## Task to complete
Copy out the listing that follows exactly, dropping every picture.

◆ ◆ ◆ ◆ ◆

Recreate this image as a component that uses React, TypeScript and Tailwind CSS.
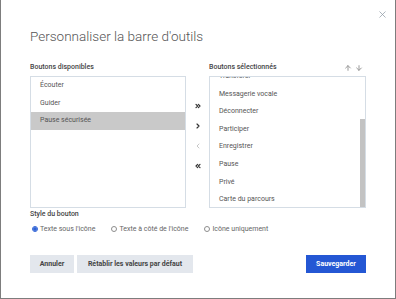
import React from "react";
import { ChevronsRight, ChevronRight, ChevronLeft, ChevronsLeft, ArrowUp, ArrowDown, X } from "lucide-react";

const leftItems = ["Écouter", "Guider", "Pause sécurisée"];
const rightItems = ["Transférer", "Messagerie vocale", "Déconnecter", "Participer", "Enregistrer", "Pause", "Privé", "Carte du parcours"];

function Radio({ checked, label }: { checked?: boolean; label: string }) {
  return (
    <div className="flex items-center gap-[2px]">
      <span className={`w-[6px] h-[6px] rounded-full border ${checked ? "border-[#2f63d6] bg-white flex items-center justify-center" : "border-[#8d8d8d]"}`}>
        {checked && <span className="w-[4px] h-[4px] rounded-full bg-[#2f63d6]" />}
      </span>
      <span>{label}</span>
    </div>
  );
}

export default function App() {
  return (
    <div className="w-[396px] h-[299px] bg-white border-x border-b border-[#7d7d7d] relative text-[#555] overflow-hidden" style={{ fontFamily: "Roboto, 'Liberation Sans', sans-serif" }}>
      <X className="absolute left-[376px] top-[9px] text-[#8f99a4]" size={11} strokeWidth={1.6} />
      <div className="pl-[29px] pr-[29px]">
        <div className="pt-[28px] h-[44px] text-[13.5px] leading-[16px] font-light text-[#555]">Personnaliser la barre d'outils</div>
        <div className="mt-[19px] flex">
          <div className="w-[156px] flex flex-col">
            <div className="h-[13px] text-[7px] font-medium text-[#444] leading-[9px]">Boutons disponibles</div>
            <div className="h-[132px] border border-[#d5dde5]">
              {leftItems.map((t, i) => (
                <div key={t} className={`h-[17.7px] leading-[17.7px] pl-[9px] text-[7px] ${i === 2 ? "bg-[#c9c9c9]" : ""}`}>{t}</div>
              ))}
            </div>
          </div>
          <div className="w-[23px] flex flex-col items-center pt-[39px] gap-[12px] text-[#333]">
            <ChevronsRight size={8} strokeWidth={3.5} />
            <ChevronRight size={8} strokeWidth={3.5} />
            <ChevronLeft size={8} strokeWidth={2} className="text-[#aaa]" />
            <ChevronsLeft size={8} strokeWidth={3.5} />
          </div>
          <div className="w-[157px] flex flex-col">
            <div className="h-[13px] flex justify-between items-start">
              <span className="text-[7px] font-medium text-[#444] leading-[9px]">Boutons sélectionnés</span>
              <span className="flex gap-[3px] text-[#999] mr-[3px] mt-[1px]">
                <ArrowUp size={8} strokeWidth={3} />
                <ArrowDown size={8} strokeWidth={3} />
              </span>
            </div>
            <div className="h-[132px] border border-[#d5dde5] relative overflow-hidden">
              <div className="mt-[-9px]">
                {rightItems.map((t) => (
                  <div key={t} className="h-[17.6px] leading-[17.6px] pl-[9px] text-[7px]">{t}</div>
                ))}
              </div>
              <div className="absolute right-0 top-[42px] bottom-0 w-[5px] bg-[#c3c3c3]" />
            </div>
          </div>
        </div>
        <div className="mt-[2px] h-[9px] text-[7px] leading-[9px] font-medium text-[#444]">Style du bouton</div>
        <div className="mt-[5px] flex gap-[16px] text-[7px] leading-[10px] text-[#666] pl-[2px]">
          <Radio checked label="Texte sous l'icône" />
          <Radio label="Texte à côté de l'icône" />
          <Radio label="Icône uniquement" />
        </div>
        <div className="mt-[21px] flex items-center">
          <button className="h-[18px] w-[44px] bg-[#e3e7ed] text-[7px] font-bold text-[#444]">Annuler</button>
          <button className="ml-[3px] h-[18px] w-[116px] bg-[#e3e7ed] text-[7px] font-bold text-[#444]">Rétablir les valeurs par défaut</button>
          <button className="ml-auto h-[18px] w-[60px] bg-[#2457d4] text-[7px] font-bold text-white">Sauvegarder</button>
        </div>
      </div>
    </div>
  );
}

◆ ◆ ◆ ◆ ◆

## Output
Recreate this image as a component that uses React, TypeScript and Tailwind CSS.
import React from "react";
import { ChevronsRight, ChevronRight, ChevronLeft, ChevronsLeft, ArrowUp, ArrowDown, X } from "lucide-react";

const leftItems = ["Écouter", "Guider", "Pause sécurisée"];
const rightItems = ["Transférer", "Messagerie vocale", "Déconnecter", "Participer", "Enregistrer", "Pause", "Privé", "Carte du parcours"];

function Radio({ checked, label }: { checked?: boolean; label: string }) {
  return (
    <div className="flex items-center gap-[2px]">
      <span className={`w-[6px] h-[6px] rounded-full border ${checked ? "border-[#2f63d6] bg-white flex items-center justify-center" : "border-[#8d8d8d]"}`}>
        {checked && <span className="w-[4px] h-[4px] rounded-full bg-[#2f63d6]" />}
      </span>
      <span>{label}</span>
    </div>
  );
}

export default function App() {
  return (
    <div className="w-[396px] h-[299px] bg-white border-x border-b border-[#7d7d7d] relative text-[#555] overflow-hidden" style={{ fontFamily: "Roboto, 'Liberation Sans', sans-serif" }}>
      <X className="absolute left-[376px] top-[9px] text-[#8f99a4]" size={11} strokeWidth={1.6} />
      <div className="pl-[29px] pr-[29px]">
        <div className="pt-[28px] h-[44px] text-[13.5px] leading-[16px] font-light text-[#555]">Personnaliser la barre d'outils</div>
        <div className="mt-[19px] flex">
          <div className="w-[156px] flex flex-col">
            <div className="h-[13px] text-[7px] font-medium text-[#444] leading-[9px]">Boutons disponibles</div>
            <div className="h-[132px] border border-[#d5dde5]">
              {leftItems.map((t, i) => (
                <div key={t} className={`h-[17.7px] leading-[17.7px] pl-[9px] text-[7px] ${i === 2 ? "bg-[#c9c9c9]" : ""}`}>{t}</div>
              ))}
            </div>
          </div>
          <div className="w-[23px] flex flex-col items-center pt-[39px] gap-[12px] text-[#333]">
            <ChevronsRight size={8} strokeWidth={3.5} />
            <ChevronRight size={8} strokeWidth={3.5} />
            <ChevronLeft size={8} strokeWidth={2} className="text-[#aaa]" />
            <ChevronsLeft size={8} strokeWidth={3.5} />
          </div>
          <div className="w-[157px] flex flex-col">
            <div className="h-[13px] flex justify-between items-start">
              <span className="text-[7px] font-medium text-[#444] leading-[9px]">Boutons sélectionnés</span>
              <span className="flex gap-[3px] text-[#999] mr-[3px] mt-[1px]">
                <ArrowUp size={8} strokeWidth={3} />
                <ArrowDown size={8} strokeWidth={3} />
              </span>
            </div>
            <div className="h-[132px] border border-[#d5dde5] relative overflow-hidden">
              <div className="mt-[-9px]">
                {rightItems.map((t) => (
                  <div key={t} className="h-[17.6px] leading-[17.6px] pl-[9px] text-[7px]">{t}</div>
                ))}
              </div>
              <div className="absolute right-0 top-[42px] bottom-0 w-[5px] bg-[#c3c3c3]" />
            </div>
          </div>
        </div>
        <div className="mt-[2px] h-[9px] text-[7px] leading-[9px] font-medium text-[#444]">Style du bouton</div>
        <div className="mt-[5px] flex gap-[16px] text-[7px] leading-[10px] text-[#666] pl-[2px]">
          <Radio checked label="Texte sous l'icône" />
          <Radio label="Texte à côté de l'icône" />
          <Radio label="Icône uniquement" />
        </div>
        <div className="mt-[21px] flex items-center">
          <button className="h-[18px] w-[44px] bg-[#e3e7ed] text-[7px] font-bold text-[#444]">Annuler</button>
          <button className="ml-[3px] h-[18px] w-[116px] bg-[#e3e7ed] text-[7px] font-bold text-[#444]">Rétablir les valeurs par défaut</button>
          <button className="ml-auto h-[18px] w-[60px] bg-[#2457d4] text-[7px] font-bold text-white">Sauvegarder</button>
        </div>
      </div>
    </div>
  );
}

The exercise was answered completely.